In the unlikely scenario that we leave the EU without a deal, it is in the national interest to ensure that the UK has the ability to protect UK industry against injury caused by unfair trade practices or unforeseen surges in imports. To provide this certainty, I have put in place contingency arrangements that will temporarily bring the power in-house, allowing the Department to operate trade remedy functions until the Trade Remedies Authority is legally established via the Trade Bill. The use of transitional powers in the Taxation (Cross-border Trade) Act 2018 will modify that Act to ensure the trade remedies investigations directorate (TRID) will temporarily deliver these functions. The modifications will expire automatically when the TRA is legally established.

The new function will follow the procedures set out in the legislation. In practical terms, the main difference between the operation of TRID and the TRA relates to the decision-making process. When the TRA is established, it will investigate applications to determine whether there is dumping and/or subsidies or unforeseen surges, and whether UK industry has suffered injury as a consequence. If so, it will apply the economic interest test to determine whether measures are in the wider economic interest of the UK. Where the test is met, the TRA will recommend that measures should be applied, and the Secretary of State will then consider whether to accept or reject that recommendation. In doing so, the Secretary of State can only reject the recommendation on public interest grounds, and this includes a limited assessment of the TRA’s consideration of the economic interest test. While the system is operated in-house, these distinct roles will not exist and legally the Secretary of State will take on responsibility for all of these decisions. However, the intention is to keep this two-stage process as far as possible and for the TRID to carry out objective and evidence-based investigations, while the Secretary of State will take the final decision on whether to apply measures. Where the Secretary of State decides not to apply measures on public interest grounds, a statement will be laid before the House of Commons explaining the reasons, to ensure transparency.

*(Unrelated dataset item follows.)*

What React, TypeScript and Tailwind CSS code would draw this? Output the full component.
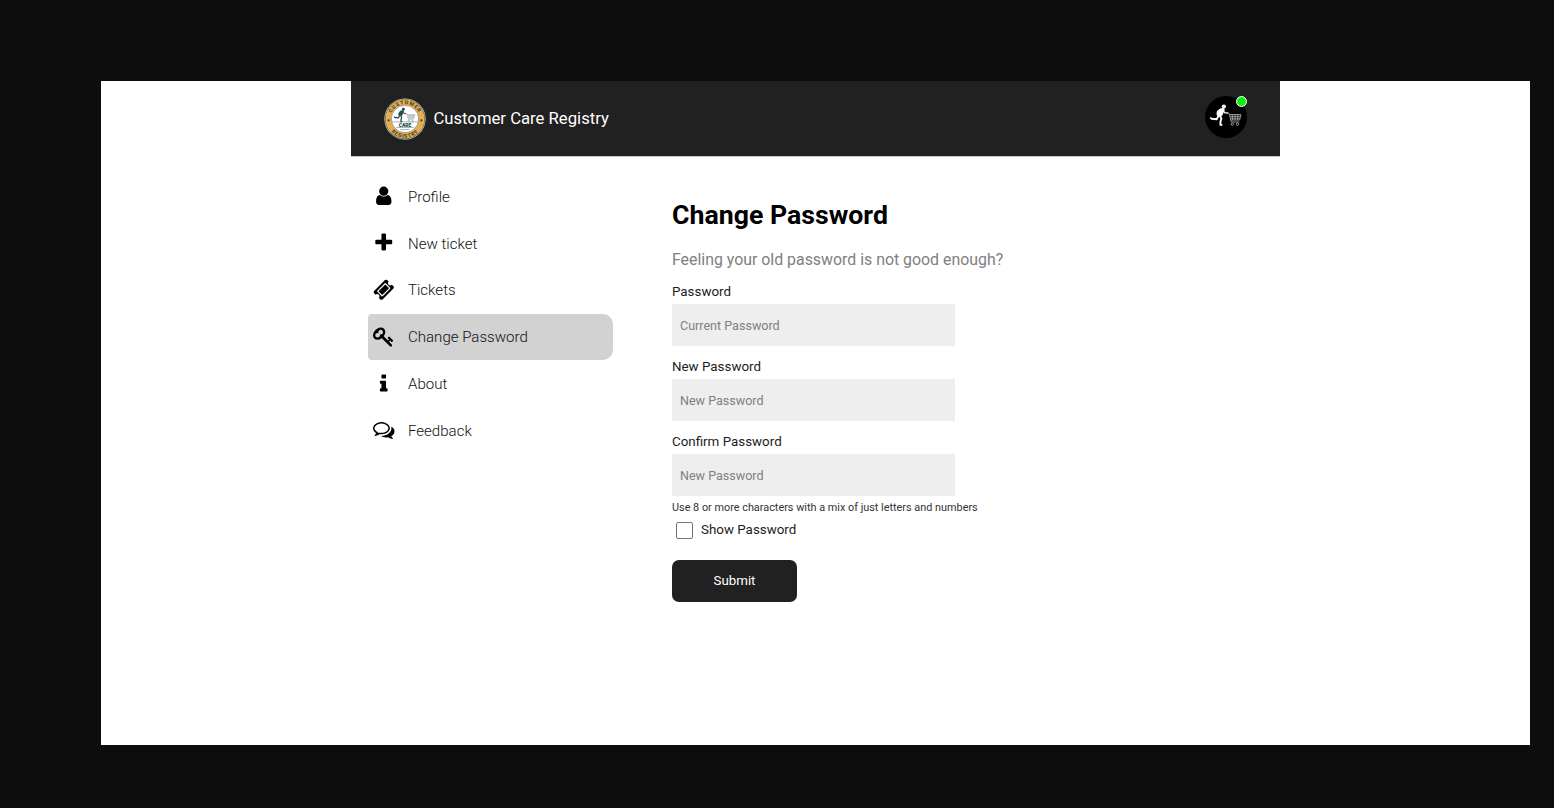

The contingency provisions rely on transitional powers in section 56 of the TCBTA. These provisions to modify section 13 and schedules 4 and 5 of the TCBTA, together with the secondary legislation (the Trade Remedies (Dumping and Subsidisation) (EU Exit) Regulations 2019 and the Trade Remedies (Increase in Imports Causing Serious Injury to UK Producers) (EU Exit) Regulations 2019) made under those powers, bring trade remedy functions that would otherwise be carried out by the TRA in-house until the Trade Bill receives Royal Assent. This will legally establish the TRA, at which point the modifications will fall away and the TRA will assume responsibility for investigating cases and making recommendations to the Secretary of State as it considers appropriate.

To minimise disruption, the policies and procedures align to the future function of the TRA as much as possible. The main difference lies in the decision-making process.

When the TRA is established, it will carry out investigations to determine whether there is dumping, subsidy or an unforeseen surge in imports, and whether UK industry has suffered injury as a consequence. If it finds this is the case, it will then consider whether the economic interest test is met before making a recommendation to the Secretary of State to apply a trade remedy measure. The Secretary of State must then consider whether to accept or reject that recommendation. The Secretary of State may only reject the recommendation on public interest grounds, which includes a limited assessment of the TRA’s consideration of the economic interest test.

While the system is operated in-house, these distinct roles will not exist. However, in order to provide continuity for business, we have sought to keep this two-stage process as far as possible. Under the temporary modifications, those staff already recruited to the shadow TRA, including those who have been trained as investigators, will form the trade remedies investigations directorate within the Department and will carry investigations using the same guidelines, as far as possible, as those that would apply if the TRA were established. Measures will still only be imposed if they satisfy the economic interest test (where there is a starting presumption in favour of anti-dumping and anti-subsidy measures), and there are not wider public interest considerations as to why measures should not be imposed.